Entretien avec monsieur Jean-Guy Paré

Jean-Guy Paré a une longue expérience du réseau collégial. D’abord à titre de professeur d’éducation physique au Cégep de Trois-Rivières pendant 14 ans où il a été en même temps coach de l’équipe de football les Diablos. Après un prêt de service pendant deux ans pour l’organisation des fêtes du 350e anniversaire de la Ville de Trois-Rivières, il accepte un mandat de dix ans à titre de coordonnateur des services de formation aux entreprises des cégeps de Drummondville, de Shawinigan, de Trois-Rivières et de Victoriaville. De 1994 à 2003, il représente le comté de Lotbinière à l’Assemblée nationale. Pendant les sept années suivantes, il va travailler pour les fondations des cégeps de Drummondville, de Victoriaville, de Trois-Rivières et de Shawinigan.
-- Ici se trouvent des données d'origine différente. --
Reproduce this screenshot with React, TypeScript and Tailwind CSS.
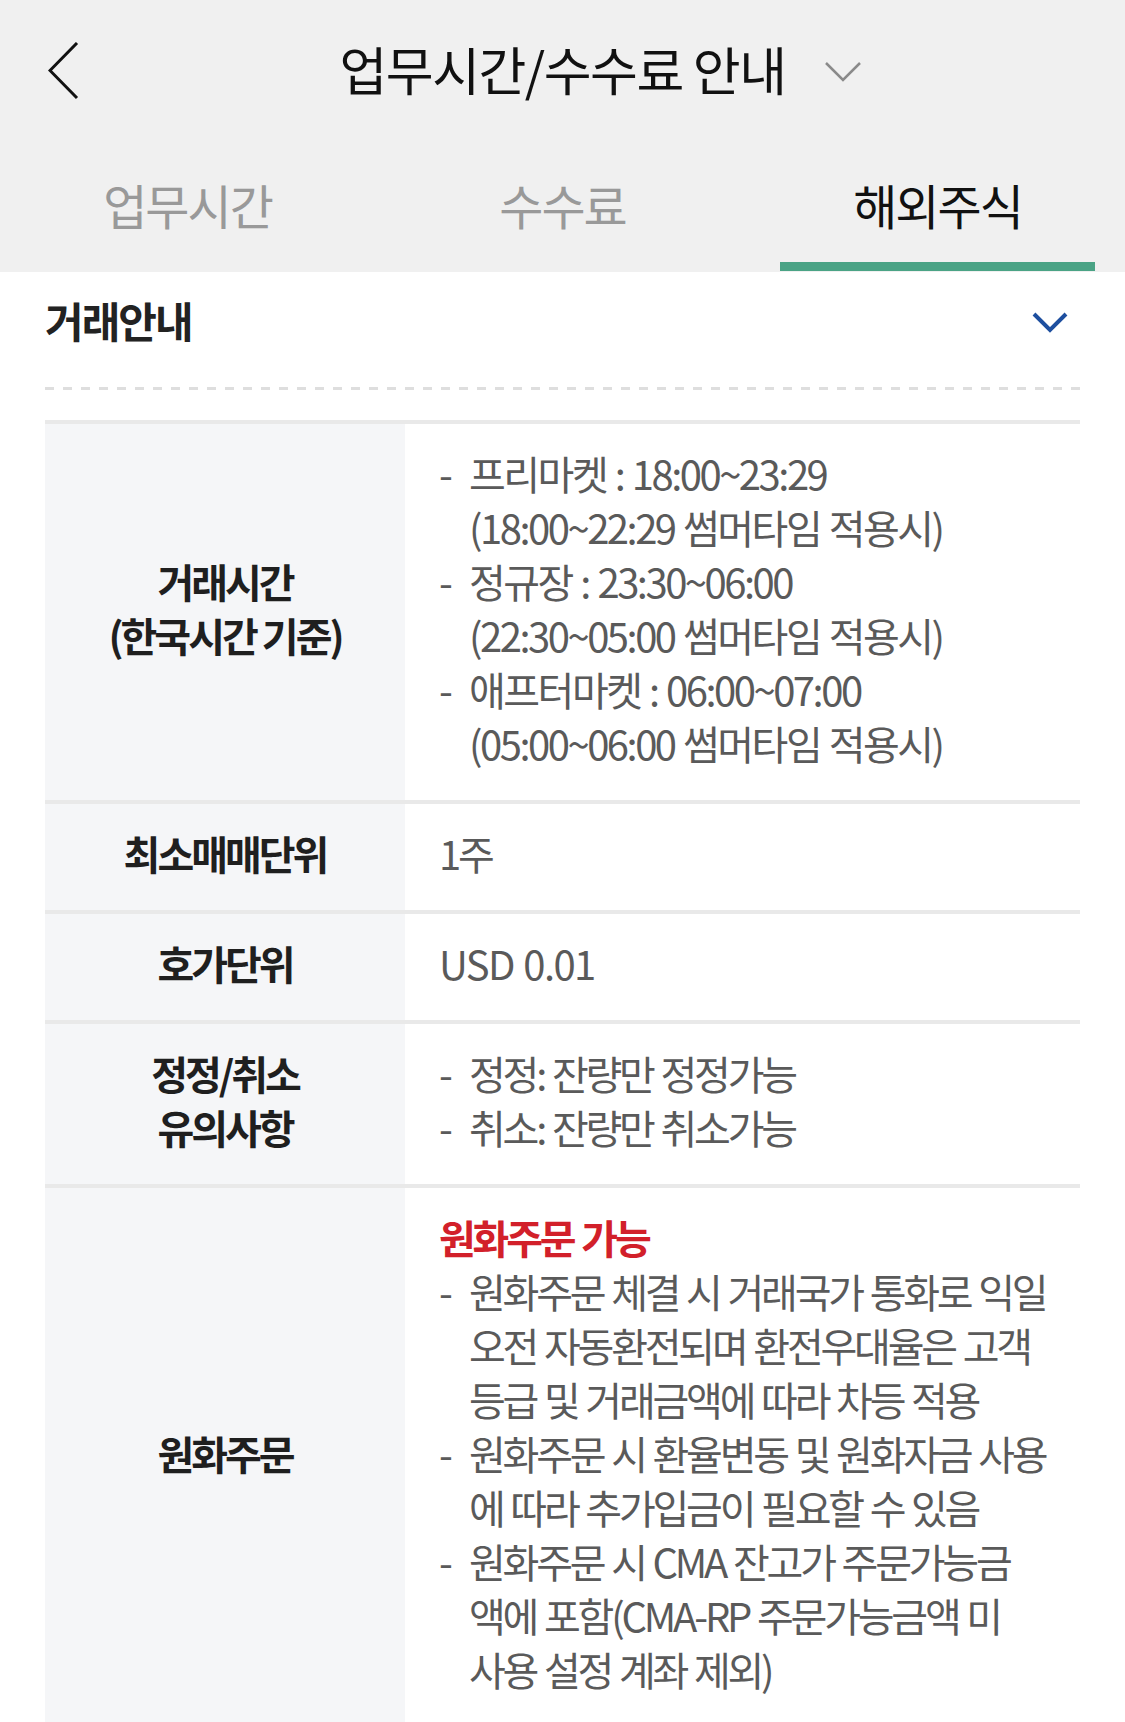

Au cours des dernières années, il a travaillé avec la Fondation de l’Université du Québec à Trois-Rivières.

Il a accepté de nous parler de son expérience des fondations du niveau de l’enseignement supérieur et de partager avec nous sa vision sur les stratégies qui permettraient aux fondations des cégeps d’assurer leur croissance et leur pérennité.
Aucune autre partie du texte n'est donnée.